To utilize Hyperscore’s full potential, Dr. Kevin Jennings of Dublin, Ireland, urges music educators to “invert the pedagogy” when it comes to introducing children to composition. Watch:
Inverting the pedagogy means allowing student composers to create purposefully first, then discussing the musical rudiments present in their creative work afterwards. Dr. Jennings, part of the original Hyperscore team at the MIT Media Lab, encourages teachers to start by asking a student to place that first note in the Melody Window. Ask the student to process: Do I like the pitch? Do I like the length? Do I like the instrument choice? If I change it, do I like it better? Why or why not? With experimentation and reacting as the key, students would learn to build a composition. Moving forward purposefully with each successive note allows the student to become a creative composer!
Hyperscore as an alternative to traditional notation
Most interestingly, Dr. Jennings believes that the visual representation of music in Hyperscore bypasses the need for understanding standard notation first in order to be able to compose. In Hyperscore, student composers can visually see the difference between a quarter note and a half note. They can see, and hear, that a note is higher or lower than another, composing intuitively as they manipulate their musical choices. Should instruction move on to include the music staff, the visual mode lends itself to greater understanding of the complexity of standard notation. As students react to, and discuss what they are hearing in their compositions, the teacher can introduce musical concepts and terminology (“that’s called a major third”).

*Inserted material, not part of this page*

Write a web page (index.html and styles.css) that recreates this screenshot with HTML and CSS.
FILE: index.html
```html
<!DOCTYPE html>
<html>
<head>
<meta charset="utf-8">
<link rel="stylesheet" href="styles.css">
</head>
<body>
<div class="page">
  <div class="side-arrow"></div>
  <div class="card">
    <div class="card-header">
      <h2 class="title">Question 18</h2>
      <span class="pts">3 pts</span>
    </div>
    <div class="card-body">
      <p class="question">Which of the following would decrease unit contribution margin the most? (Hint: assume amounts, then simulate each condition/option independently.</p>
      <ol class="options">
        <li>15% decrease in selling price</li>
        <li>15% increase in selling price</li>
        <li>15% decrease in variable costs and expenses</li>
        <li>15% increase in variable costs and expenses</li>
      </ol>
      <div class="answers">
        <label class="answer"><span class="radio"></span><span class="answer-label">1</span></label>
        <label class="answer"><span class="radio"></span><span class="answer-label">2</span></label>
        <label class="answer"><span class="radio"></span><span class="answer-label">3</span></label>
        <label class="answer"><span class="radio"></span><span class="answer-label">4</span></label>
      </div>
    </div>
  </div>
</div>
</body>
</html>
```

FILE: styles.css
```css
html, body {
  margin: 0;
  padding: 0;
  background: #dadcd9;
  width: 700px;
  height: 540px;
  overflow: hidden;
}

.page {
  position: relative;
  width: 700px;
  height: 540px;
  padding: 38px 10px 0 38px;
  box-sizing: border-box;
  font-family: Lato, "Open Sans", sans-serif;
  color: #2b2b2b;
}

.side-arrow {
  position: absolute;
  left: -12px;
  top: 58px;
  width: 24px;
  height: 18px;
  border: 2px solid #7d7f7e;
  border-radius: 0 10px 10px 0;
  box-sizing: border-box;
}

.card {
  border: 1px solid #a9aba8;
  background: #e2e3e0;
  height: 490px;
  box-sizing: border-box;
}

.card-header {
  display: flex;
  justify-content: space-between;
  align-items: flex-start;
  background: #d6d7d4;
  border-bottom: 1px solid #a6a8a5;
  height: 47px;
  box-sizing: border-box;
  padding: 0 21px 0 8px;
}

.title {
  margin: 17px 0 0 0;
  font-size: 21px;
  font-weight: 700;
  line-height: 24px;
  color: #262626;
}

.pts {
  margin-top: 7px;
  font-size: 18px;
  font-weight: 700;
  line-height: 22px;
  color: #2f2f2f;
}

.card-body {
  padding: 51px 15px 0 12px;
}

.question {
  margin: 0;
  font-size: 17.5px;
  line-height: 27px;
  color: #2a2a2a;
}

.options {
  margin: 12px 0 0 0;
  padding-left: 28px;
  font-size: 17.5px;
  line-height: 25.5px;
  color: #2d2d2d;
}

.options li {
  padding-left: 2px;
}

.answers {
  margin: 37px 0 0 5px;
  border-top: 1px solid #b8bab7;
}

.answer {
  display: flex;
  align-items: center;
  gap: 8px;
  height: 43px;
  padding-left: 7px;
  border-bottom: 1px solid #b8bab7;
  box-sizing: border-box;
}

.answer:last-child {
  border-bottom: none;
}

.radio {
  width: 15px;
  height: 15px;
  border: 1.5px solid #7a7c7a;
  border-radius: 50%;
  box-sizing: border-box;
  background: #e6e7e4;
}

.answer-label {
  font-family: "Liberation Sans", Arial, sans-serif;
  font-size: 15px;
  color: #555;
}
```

Sage on the stage or guide on the side? Inverting the pedagogy helps to connect with students
In this inverted pedagogy, Dr. Jennings states that the teacher becomes a “guide, mentor, partner, co-creator/co-conspirator” in the student’s process. As a teacher myself, I find that there is no greater joy than to hear students talking to each other about their composition process or sitting at a computer with a student and pointing out rising sequences that they instinctively placed into their piece because they liked the pattern and wanted to hear it again, but in a different way.
Do you want to gift your students with the opportunity to create music purposefully? Dr. Jennings encourages you to follow the advice of Canadian Professor of Music Theory Charles Morrison and “be a guide on the side, not a sage on the stage”–Hyperscore empowers you, the teacher, to be that guide.